The input |
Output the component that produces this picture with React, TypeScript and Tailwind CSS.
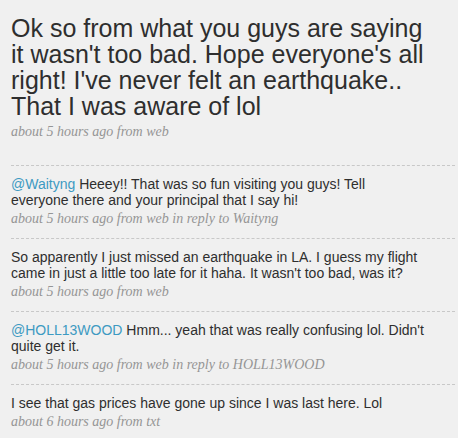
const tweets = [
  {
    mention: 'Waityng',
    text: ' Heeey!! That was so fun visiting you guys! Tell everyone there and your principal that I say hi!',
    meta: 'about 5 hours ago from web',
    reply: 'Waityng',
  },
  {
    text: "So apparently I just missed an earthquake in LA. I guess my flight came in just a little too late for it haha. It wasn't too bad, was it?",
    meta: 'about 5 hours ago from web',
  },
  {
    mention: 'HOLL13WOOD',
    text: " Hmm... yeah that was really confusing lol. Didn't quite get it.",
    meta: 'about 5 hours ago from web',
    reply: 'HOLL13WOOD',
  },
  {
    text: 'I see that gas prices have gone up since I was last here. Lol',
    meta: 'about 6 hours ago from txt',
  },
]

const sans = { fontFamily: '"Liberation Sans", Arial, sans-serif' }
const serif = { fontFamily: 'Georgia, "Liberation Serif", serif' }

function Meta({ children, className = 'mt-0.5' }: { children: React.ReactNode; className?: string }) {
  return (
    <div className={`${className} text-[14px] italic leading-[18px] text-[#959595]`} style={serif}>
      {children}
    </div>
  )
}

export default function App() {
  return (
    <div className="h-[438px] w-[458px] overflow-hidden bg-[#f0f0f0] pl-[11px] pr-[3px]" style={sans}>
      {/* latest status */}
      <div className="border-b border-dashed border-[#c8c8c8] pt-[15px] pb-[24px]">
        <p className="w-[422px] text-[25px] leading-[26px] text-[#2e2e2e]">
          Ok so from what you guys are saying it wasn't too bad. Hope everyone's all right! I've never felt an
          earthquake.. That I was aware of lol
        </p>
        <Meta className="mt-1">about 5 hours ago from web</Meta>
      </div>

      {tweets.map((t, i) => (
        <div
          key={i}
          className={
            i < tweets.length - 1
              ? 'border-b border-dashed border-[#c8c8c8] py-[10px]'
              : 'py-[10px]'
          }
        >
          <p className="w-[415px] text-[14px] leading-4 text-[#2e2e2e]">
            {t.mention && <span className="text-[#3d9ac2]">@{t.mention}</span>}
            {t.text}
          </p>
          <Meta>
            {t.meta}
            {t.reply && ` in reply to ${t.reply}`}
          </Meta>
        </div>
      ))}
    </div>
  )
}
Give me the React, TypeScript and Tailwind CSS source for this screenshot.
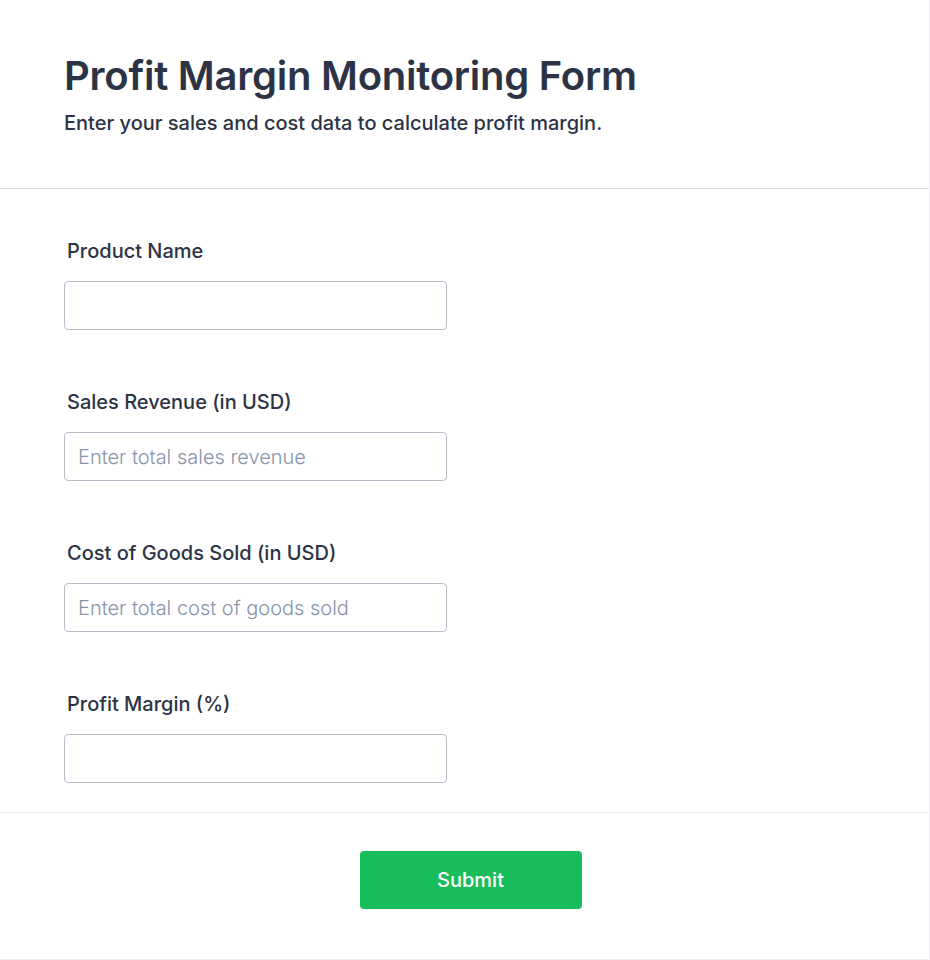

Exercise requirements | The word "this" appears in how many lines of the data? Answer with only the number.

Exercise answer | 2